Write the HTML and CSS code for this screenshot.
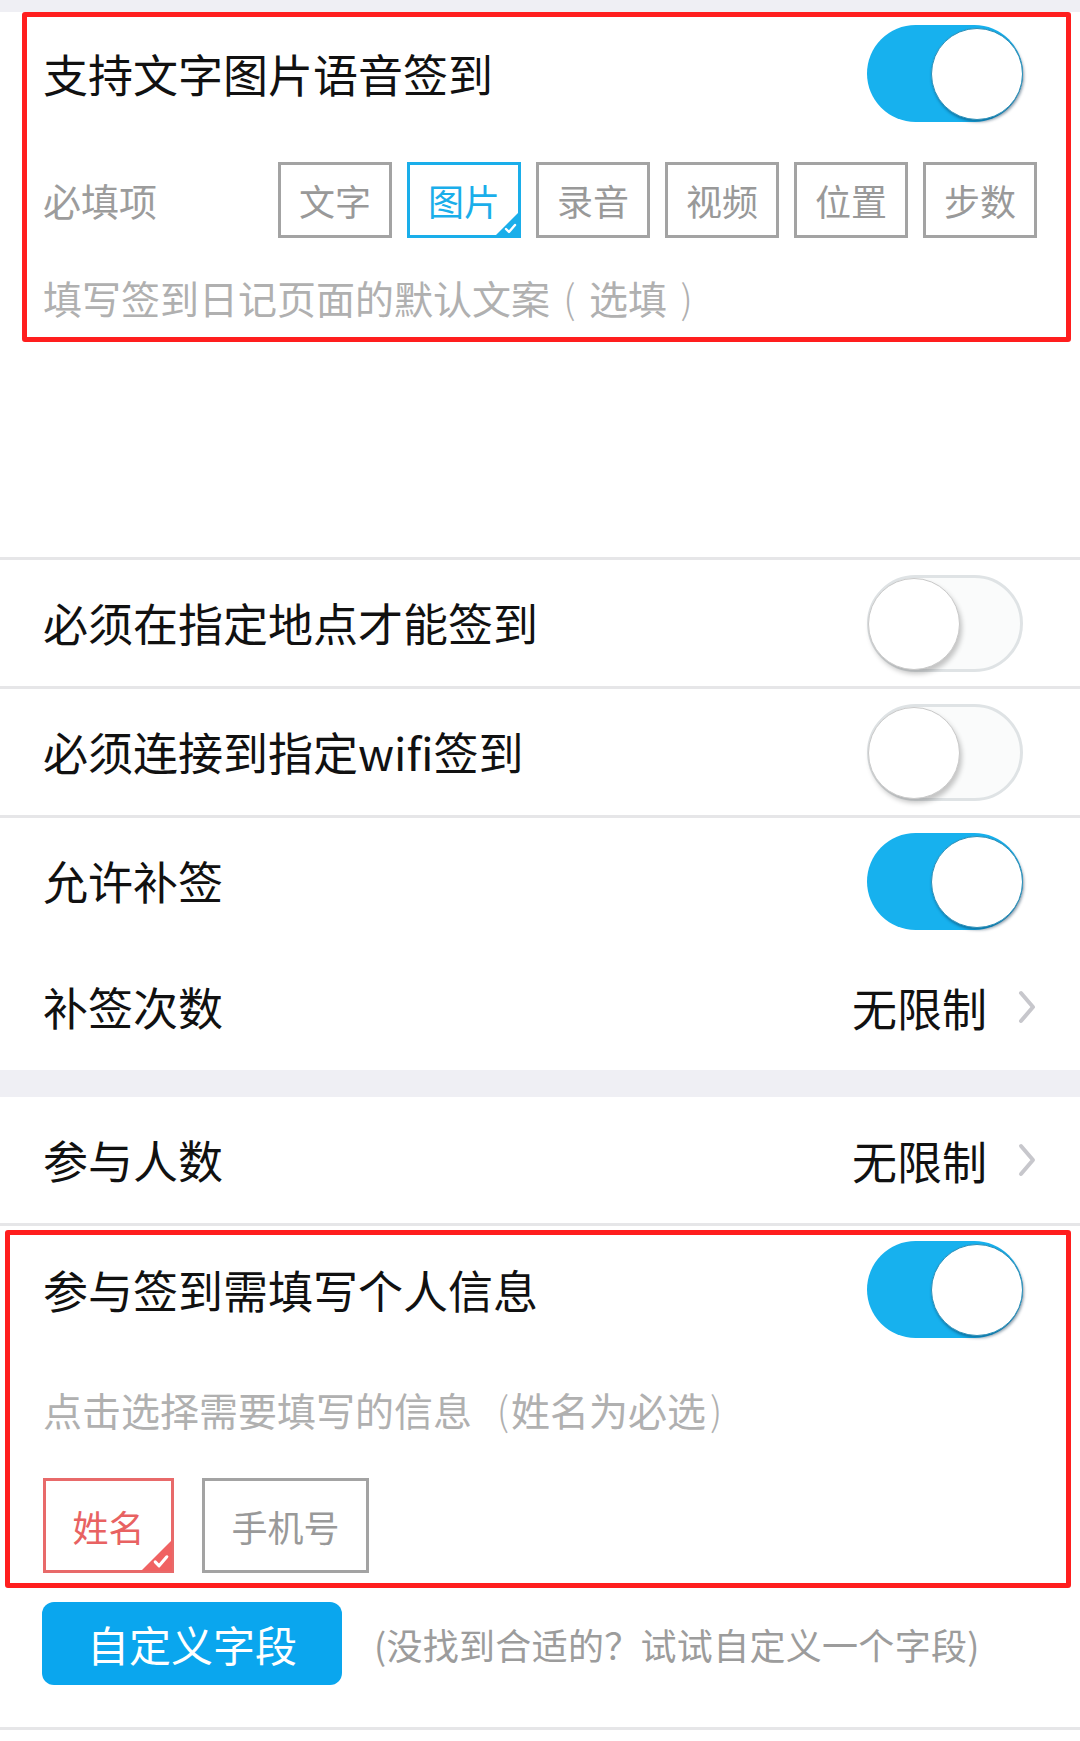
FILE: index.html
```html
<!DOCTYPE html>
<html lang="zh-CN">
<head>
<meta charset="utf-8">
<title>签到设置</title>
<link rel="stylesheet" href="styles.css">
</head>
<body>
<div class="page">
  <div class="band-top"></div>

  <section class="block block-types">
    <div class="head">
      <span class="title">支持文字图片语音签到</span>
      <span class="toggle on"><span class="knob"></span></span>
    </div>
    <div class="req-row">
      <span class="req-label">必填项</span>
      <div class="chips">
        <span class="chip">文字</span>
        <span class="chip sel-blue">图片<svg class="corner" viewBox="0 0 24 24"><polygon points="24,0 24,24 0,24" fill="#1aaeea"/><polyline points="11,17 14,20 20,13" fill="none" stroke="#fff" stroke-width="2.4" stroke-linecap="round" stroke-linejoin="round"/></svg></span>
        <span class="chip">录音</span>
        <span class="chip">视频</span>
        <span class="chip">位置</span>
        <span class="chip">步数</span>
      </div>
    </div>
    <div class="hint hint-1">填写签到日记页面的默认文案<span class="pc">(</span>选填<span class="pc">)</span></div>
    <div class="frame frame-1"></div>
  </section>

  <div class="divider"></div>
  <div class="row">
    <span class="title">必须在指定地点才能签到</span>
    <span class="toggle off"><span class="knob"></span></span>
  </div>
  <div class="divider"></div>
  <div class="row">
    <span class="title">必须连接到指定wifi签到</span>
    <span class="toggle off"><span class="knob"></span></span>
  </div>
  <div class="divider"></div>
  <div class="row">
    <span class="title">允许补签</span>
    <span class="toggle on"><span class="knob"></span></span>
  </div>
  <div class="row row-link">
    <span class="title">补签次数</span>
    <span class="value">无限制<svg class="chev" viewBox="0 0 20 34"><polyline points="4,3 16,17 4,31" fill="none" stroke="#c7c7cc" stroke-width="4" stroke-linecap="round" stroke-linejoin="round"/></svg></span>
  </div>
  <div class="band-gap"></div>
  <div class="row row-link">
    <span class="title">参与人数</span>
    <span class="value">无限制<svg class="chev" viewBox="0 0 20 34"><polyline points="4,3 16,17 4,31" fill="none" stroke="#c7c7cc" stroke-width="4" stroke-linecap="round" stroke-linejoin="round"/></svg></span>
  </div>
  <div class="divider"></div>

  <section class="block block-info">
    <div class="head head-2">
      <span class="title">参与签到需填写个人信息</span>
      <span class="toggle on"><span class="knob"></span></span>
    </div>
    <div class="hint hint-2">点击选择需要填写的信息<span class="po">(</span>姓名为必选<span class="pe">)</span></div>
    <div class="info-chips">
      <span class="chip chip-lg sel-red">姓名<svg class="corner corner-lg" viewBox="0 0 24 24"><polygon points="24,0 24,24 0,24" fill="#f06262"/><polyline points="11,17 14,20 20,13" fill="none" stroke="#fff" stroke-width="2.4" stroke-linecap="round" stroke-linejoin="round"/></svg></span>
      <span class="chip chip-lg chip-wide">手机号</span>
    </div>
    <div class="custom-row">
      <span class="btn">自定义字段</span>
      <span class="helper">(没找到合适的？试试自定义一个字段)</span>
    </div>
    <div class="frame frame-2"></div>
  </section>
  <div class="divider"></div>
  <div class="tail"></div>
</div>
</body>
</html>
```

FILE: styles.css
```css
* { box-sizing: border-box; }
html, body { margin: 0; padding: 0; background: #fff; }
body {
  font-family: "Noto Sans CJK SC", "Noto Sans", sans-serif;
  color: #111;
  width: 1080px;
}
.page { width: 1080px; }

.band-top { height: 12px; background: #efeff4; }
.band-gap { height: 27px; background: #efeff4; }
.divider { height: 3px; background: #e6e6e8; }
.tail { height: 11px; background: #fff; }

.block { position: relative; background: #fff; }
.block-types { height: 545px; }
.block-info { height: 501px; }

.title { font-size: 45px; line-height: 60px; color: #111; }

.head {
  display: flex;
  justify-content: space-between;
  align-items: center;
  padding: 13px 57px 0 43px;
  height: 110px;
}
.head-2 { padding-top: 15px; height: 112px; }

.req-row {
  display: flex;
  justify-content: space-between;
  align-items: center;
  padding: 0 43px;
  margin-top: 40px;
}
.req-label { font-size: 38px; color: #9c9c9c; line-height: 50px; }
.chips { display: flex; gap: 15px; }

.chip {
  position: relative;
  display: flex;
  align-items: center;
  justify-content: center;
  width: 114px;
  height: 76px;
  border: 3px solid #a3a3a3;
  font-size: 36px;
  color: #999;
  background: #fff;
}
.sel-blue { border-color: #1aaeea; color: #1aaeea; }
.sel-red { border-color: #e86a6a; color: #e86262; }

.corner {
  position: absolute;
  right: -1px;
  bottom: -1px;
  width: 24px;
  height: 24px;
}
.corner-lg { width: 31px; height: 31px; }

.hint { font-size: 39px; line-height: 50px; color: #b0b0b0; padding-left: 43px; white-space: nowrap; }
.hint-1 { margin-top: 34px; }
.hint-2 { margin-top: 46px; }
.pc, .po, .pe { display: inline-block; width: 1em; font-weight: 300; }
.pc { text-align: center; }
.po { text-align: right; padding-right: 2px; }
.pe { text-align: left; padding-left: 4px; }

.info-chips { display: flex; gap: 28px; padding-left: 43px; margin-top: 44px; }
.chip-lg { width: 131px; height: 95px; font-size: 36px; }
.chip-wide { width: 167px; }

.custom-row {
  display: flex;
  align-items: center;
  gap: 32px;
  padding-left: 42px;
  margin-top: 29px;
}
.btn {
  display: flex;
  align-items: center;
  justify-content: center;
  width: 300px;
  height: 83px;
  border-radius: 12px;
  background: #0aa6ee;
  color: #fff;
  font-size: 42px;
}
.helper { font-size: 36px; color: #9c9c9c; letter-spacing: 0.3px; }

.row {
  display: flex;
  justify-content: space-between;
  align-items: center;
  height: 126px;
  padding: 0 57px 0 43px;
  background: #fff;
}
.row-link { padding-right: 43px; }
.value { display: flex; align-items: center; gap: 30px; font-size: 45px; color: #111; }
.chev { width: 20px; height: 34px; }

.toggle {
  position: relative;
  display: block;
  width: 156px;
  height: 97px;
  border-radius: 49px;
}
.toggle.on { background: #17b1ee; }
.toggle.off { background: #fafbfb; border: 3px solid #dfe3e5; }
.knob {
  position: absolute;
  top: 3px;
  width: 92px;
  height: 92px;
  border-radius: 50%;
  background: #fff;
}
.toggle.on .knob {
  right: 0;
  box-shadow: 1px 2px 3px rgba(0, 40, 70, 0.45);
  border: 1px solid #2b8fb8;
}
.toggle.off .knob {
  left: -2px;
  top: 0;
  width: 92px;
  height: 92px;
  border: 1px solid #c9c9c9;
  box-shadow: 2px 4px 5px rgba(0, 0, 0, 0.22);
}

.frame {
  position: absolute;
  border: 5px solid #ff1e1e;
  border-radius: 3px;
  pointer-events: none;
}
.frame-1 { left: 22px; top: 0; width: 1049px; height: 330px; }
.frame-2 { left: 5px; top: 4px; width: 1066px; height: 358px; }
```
☆ ☆ ☆ ☆ ☆ ☆ ☆
* PROBLEM TO SOLVE *
Transcribe the listing in full. Omit the pictures and keep every line exact.

* EXERCISE RESPONSE *
Write the HTML and CSS code for this screenshot.
FILE: index.html
```html
<!DOCTYPE html>
<html lang="zh-CN">
<head>
<meta charset="utf-8">
<title>签到设置</title>
<link rel="stylesheet" href="styles.css">
</head>
<body>
<div class="page">
  <div class="band-top"></div>

  <section class="block block-types">
    <div class="head">
      <span class="title">支持文字图片语音签到</span>
      <span class="toggle on"><span class="knob"></span></span>
    </div>
    <div class="req-row">
      <span class="req-label">必填项</span>
      <div class="chips">
        <span class="chip">文字</span>
        <span class="chip sel-blue">图片<svg class="corner" viewBox="0 0 24 24"><polygon points="24,0 24,24 0,24" fill="#1aaeea"/><polyline points="11,17 14,20 20,13" fill="none" stroke="#fff" stroke-width="2.4" stroke-linecap="round" stroke-linejoin="round"/></svg></span>
        <span class="chip">录音</span>
        <span class="chip">视频</span>
        <span class="chip">位置</span>
        <span class="chip">步数</span>
      </div>
    </div>
    <div class="hint hint-1">填写签到日记页面的默认文案<span class="pc">(</span>选填<span class="pc">)</span></div>
    <div class="frame frame-1"></div>
  </section>

  <div class="divider"></div>
  <div class="row">
    <span class="title">必须在指定地点才能签到</span>
    <span class="toggle off"><span class="knob"></span></span>
  </div>
  <div class="divider"></div>
  <div class="row">
    <span class="title">必须连接到指定wifi签到</span>
    <span class="toggle off"><span class="knob"></span></span>
  </div>
  <div class="divider"></div>
  <div class="row">
    <span class="title">允许补签</span>
    <span class="toggle on"><span class="knob"></span></span>
  </div>
  <div class="row row-link">
    <span class="title">补签次数</span>
    <span class="value">无限制<svg class="chev" viewBox="0 0 20 34"><polyline points="4,3 16,17 4,31" fill="none" stroke="#c7c7cc" stroke-width="4" stroke-linecap="round" stroke-linejoin="round"/></svg></span>
  </div>
  <div class="band-gap"></div>
  <div class="row row-link">
    <span class="title">参与人数</span>
    <span class="value">无限制<svg class="chev" viewBox="0 0 20 34"><polyline points="4,3 16,17 4,31" fill="none" stroke="#c7c7cc" stroke-width="4" stroke-linecap="round" stroke-linejoin="round"/></svg></span>
  </div>
  <div class="divider"></div>

  <section class="block block-info">
    <div class="head head-2">
      <span class="title">参与签到需填写个人信息</span>
      <span class="toggle on"><span class="knob"></span></span>
    </div>
    <div class="hint hint-2">点击选择需要填写的信息<span class="po">(</span>姓名为必选<span class="pe">)</span></div>
    <div class="info-chips">
      <span class="chip chip-lg sel-red">姓名<svg class="corner corner-lg" viewBox="0 0 24 24"><polygon points="24,0 24,24 0,24" fill="#f06262"/><polyline points="11,17 14,20 20,13" fill="none" stroke="#fff" stroke-width="2.4" stroke-linecap="round" stroke-linejoin="round"/></svg></span>
      <span class="chip chip-lg chip-wide">手机号</span>
    </div>
    <div class="custom-row">
      <span class="btn">自定义字段</span>
      <span class="helper">(没找到合适的？试试自定义一个字段)</span>
    </div>
    <div class="frame frame-2"></div>
  </section>
  <div class="divider"></div>
  <div class="tail"></div>
</div>
</body>
</html>
```

FILE: styles.css
```css
* { box-sizing: border-box; }
html, body { margin: 0; padding: 0; background: #fff; }
body {
  font-family: "Noto Sans CJK SC", "Noto Sans", sans-serif;
  color: #111;
  width: 1080px;
}
.page { width: 1080px; }

.band-top { height: 12px; background: #efeff4; }
.band-gap { height: 27px; background: #efeff4; }
.divider { height: 3px; background: #e6e6e8; }
.tail { height: 11px; background: #fff; }

.block { position: relative; background: #fff; }
.block-types { height: 545px; }
.block-info { height: 501px; }

.title { font-size: 45px; line-height: 60px; color: #111; }

.head {
  display: flex;
  justify-content: space-between;
  align-items: center;
  padding: 13px 57px 0 43px;
  height: 110px;
}
.head-2 { padding-top: 15px; height: 112px; }

.req-row {
  display: flex;
  justify-content: space-between;
  align-items: center;
  padding: 0 43px;
  margin-top: 40px;
}
.req-label { font-size: 38px; color: #9c9c9c; line-height: 50px; }
.chips { display: flex; gap: 15px; }

.chip {
  position: relative;
  display: flex;
  align-items: center;
  justify-content: center;
  width: 114px;
  height: 76px;
  border: 3px solid #a3a3a3;
  font-size: 36px;
  color: #999;
  background: #fff;
}
.sel-blue { border-color: #1aaeea; color: #1aaeea; }
.sel-red { border-color: #e86a6a; color: #e86262; }

.corner {
  position: absolute;
  right: -1px;
  bottom: -1px;
  width: 24px;
  height: 24px;
}
.corner-lg { width: 31px; height: 31px; }

.hint { font-size: 39px; line-height: 50px; color: #b0b0b0; padding-left: 43px; white-space: nowrap; }
.hint-1 { margin-top: 34px; }
.hint-2 { margin-top: 46px; }
.pc, .po, .pe { display: inline-block; width: 1em; font-weight: 300; }
.pc { text-align: center; }
.po { text-align: right; padding-right: 2px; }
.pe { text-align: left; padding-left: 4px; }

.info-chips { display: flex; gap: 28px; padding-left: 43px; margin-top: 44px; }
.chip-lg { width: 131px; height: 95px; font-size: 36px; }
.chip-wide { width: 167px; }

.custom-row {
  display: flex;
  align-items: center;
  gap: 32px;
  padding-left: 42px;
  margin-top: 29px;
}
.btn {
  display: flex;
  align-items: center;
  justify-content: center;
  width: 300px;
  height: 83px;
  border-radius: 12px;
  background: #0aa6ee;
  color: #fff;
  font-size: 42px;
}
.helper { font-size: 36px; color: #9c9c9c; letter-spacing: 0.3px; }

.row {
  display: flex;
  justify-content: space-between;
  align-items: center;
  height: 126px;
  padding: 0 57px 0 43px;
  background: #fff;
}
.row-link { padding-right: 43px; }
.value { display: flex; align-items: center; gap: 30px; font-size: 45px; color: #111; }
.chev { width: 20px; height: 34px; }

.toggle {
  position: relative;
  display: block;
  width: 156px;
  height: 97px;
  border-radius: 49px;
}
.toggle.on { background: #17b1ee; }
.toggle.off { background: #fafbfb; border: 3px solid #dfe3e5; }
.knob {
  position: absolute;
  top: 3px;
  width: 92px;
  height: 92px;
  border-radius: 50%;
  background: #fff;
}
.toggle.on .knob {
  right: 0;
  box-shadow: 1px 2px 3px rgba(0, 40, 70, 0.45);
  border: 1px solid #2b8fb8;
}
.toggle.off .knob {
  left: -2px;
  top: 0;
  width: 92px;
  height: 92px;
  border: 1px solid #c9c9c9;
  box-shadow: 2px 4px 5px rgba(0, 0, 0, 0.22);
}

.frame {
  position: absolute;
  border: 5px solid #ff1e1e;
  border-radius: 3px;
  pointer-events: none;
}
.frame-1 { left: 22px; top: 0; width: 1049px; height: 330px; }
.frame-2 { left: 5px; top: 4px; width: 1066px; height: 358px; }
```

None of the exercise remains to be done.